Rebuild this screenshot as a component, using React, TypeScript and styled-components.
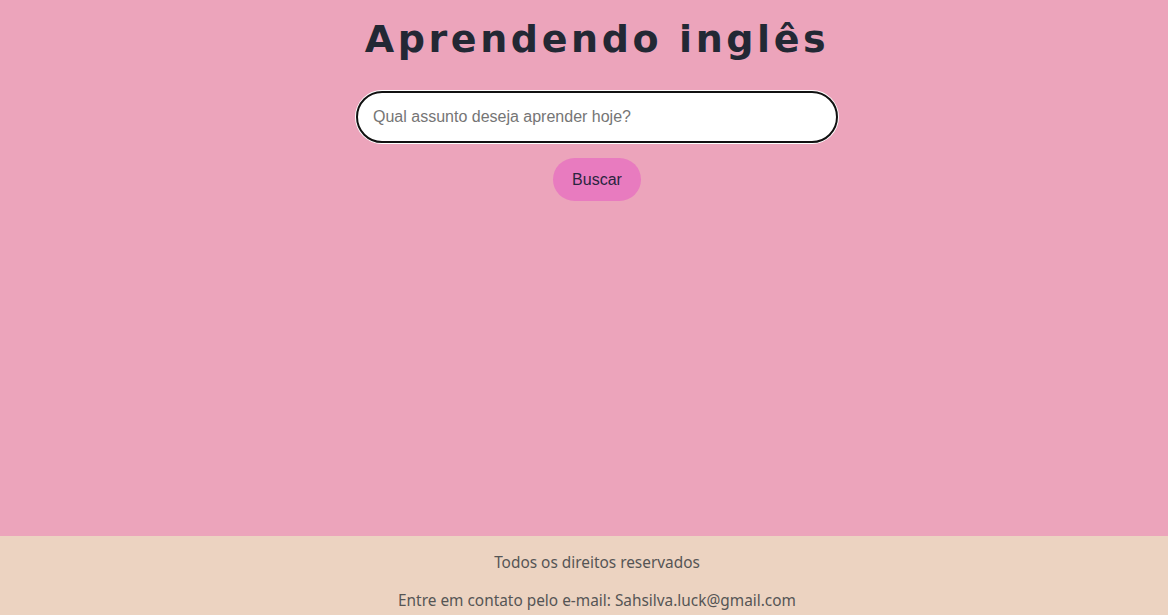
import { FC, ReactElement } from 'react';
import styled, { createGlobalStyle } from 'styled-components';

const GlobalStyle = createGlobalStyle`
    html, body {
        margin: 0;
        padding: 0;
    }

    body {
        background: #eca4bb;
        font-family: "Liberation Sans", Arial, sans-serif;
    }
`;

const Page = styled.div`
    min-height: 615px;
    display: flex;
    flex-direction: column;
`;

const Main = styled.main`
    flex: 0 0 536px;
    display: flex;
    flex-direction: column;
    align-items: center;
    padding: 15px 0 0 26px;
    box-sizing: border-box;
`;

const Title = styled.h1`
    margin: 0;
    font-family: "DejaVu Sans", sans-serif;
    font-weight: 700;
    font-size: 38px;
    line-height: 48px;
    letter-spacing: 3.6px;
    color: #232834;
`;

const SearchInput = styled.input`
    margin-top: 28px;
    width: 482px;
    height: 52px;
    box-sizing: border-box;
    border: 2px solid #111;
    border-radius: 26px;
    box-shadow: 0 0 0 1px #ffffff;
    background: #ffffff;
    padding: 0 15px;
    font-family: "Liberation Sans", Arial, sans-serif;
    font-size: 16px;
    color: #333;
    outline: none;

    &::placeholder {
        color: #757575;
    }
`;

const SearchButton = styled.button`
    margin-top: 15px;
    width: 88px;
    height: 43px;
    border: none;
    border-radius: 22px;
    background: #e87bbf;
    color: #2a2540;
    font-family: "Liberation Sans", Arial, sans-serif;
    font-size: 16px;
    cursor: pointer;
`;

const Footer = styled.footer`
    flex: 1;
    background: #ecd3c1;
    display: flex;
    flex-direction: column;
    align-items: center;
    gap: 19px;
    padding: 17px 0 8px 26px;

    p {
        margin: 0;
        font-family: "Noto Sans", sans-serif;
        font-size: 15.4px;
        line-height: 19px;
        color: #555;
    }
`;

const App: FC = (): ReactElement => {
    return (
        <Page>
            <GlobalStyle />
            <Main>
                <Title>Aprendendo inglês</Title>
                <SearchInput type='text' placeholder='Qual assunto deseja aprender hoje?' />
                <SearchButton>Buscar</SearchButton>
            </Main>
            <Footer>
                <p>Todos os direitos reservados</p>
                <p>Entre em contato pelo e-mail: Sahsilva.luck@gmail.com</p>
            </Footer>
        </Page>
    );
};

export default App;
#####
### Aim of the exercise:
Repeat the data exactly, dropping every picture it holds.

### Task answer:
Rebuild this screenshot as a component, using React, TypeScript and styled-components.
import { FC, ReactElement } from 'react';
import styled, { createGlobalStyle } from 'styled-components';

const GlobalStyle = createGlobalStyle`
    html, body {
        margin: 0;
        padding: 0;
    }

    body {
        background: #eca4bb;
        font-family: "Liberation Sans", Arial, sans-serif;
    }
`;

const Page = styled.div`
    min-height: 615px;
    display: flex;
    flex-direction: column;
`;

const Main = styled.main`
    flex: 0 0 536px;
    display: flex;
    flex-direction: column;
    align-items: center;
    padding: 15px 0 0 26px;
    box-sizing: border-box;
`;

const Title = styled.h1`
    margin: 0;
    font-family: "DejaVu Sans", sans-serif;
    font-weight: 700;
    font-size: 38px;
    line-height: 48px;
    letter-spacing: 3.6px;
    color: #232834;
`;

const SearchInput = styled.input`
    margin-top: 28px;
    width: 482px;
    height: 52px;
    box-sizing: border-box;
    border: 2px solid #111;
    border-radius: 26px;
    box-shadow: 0 0 0 1px #ffffff;
    background: #ffffff;
    padding: 0 15px;
    font-family: "Liberation Sans", Arial, sans-serif;
    font-size: 16px;
    color: #333;
    outline: none;

    &::placeholder {
        color: #757575;
    }
`;

const SearchButton = styled.button`
    margin-top: 15px;
    width: 88px;
    height: 43px;
    border: none;
    border-radius: 22px;
    background: #e87bbf;
    color: #2a2540;
    font-family: "Liberation Sans", Arial, sans-serif;
    font-size: 16px;
    cursor: pointer;
`;

const Footer = styled.footer`
    flex: 1;
    background: #ecd3c1;
    display: flex;
    flex-direction: column;
    align-items: center;
    gap: 19px;
    padding: 17px 0 8px 26px;

    p {
        margin: 0;
        font-family: "Noto Sans", sans-serif;
        font-size: 15.4px;
        line-height: 19px;
        color: #555;
    }
`;

const App: FC = (): ReactElement => {
    return (
        <Page>
            <GlobalStyle />
            <Main>
                <Title>Aprendendo inglês</Title>
                <SearchInput type='text' placeholder='Qual assunto deseja aprender hoje?' />
                <SearchButton>Buscar</SearchButton>
            </Main>
            <Footer>
                <p>Todos os direitos reservados</p>
                <p>Entre em contato pelo e-mail: Sahsilva.luck@gmail.com</p>
            </Footer>
        </Page>
    );
};

export default App;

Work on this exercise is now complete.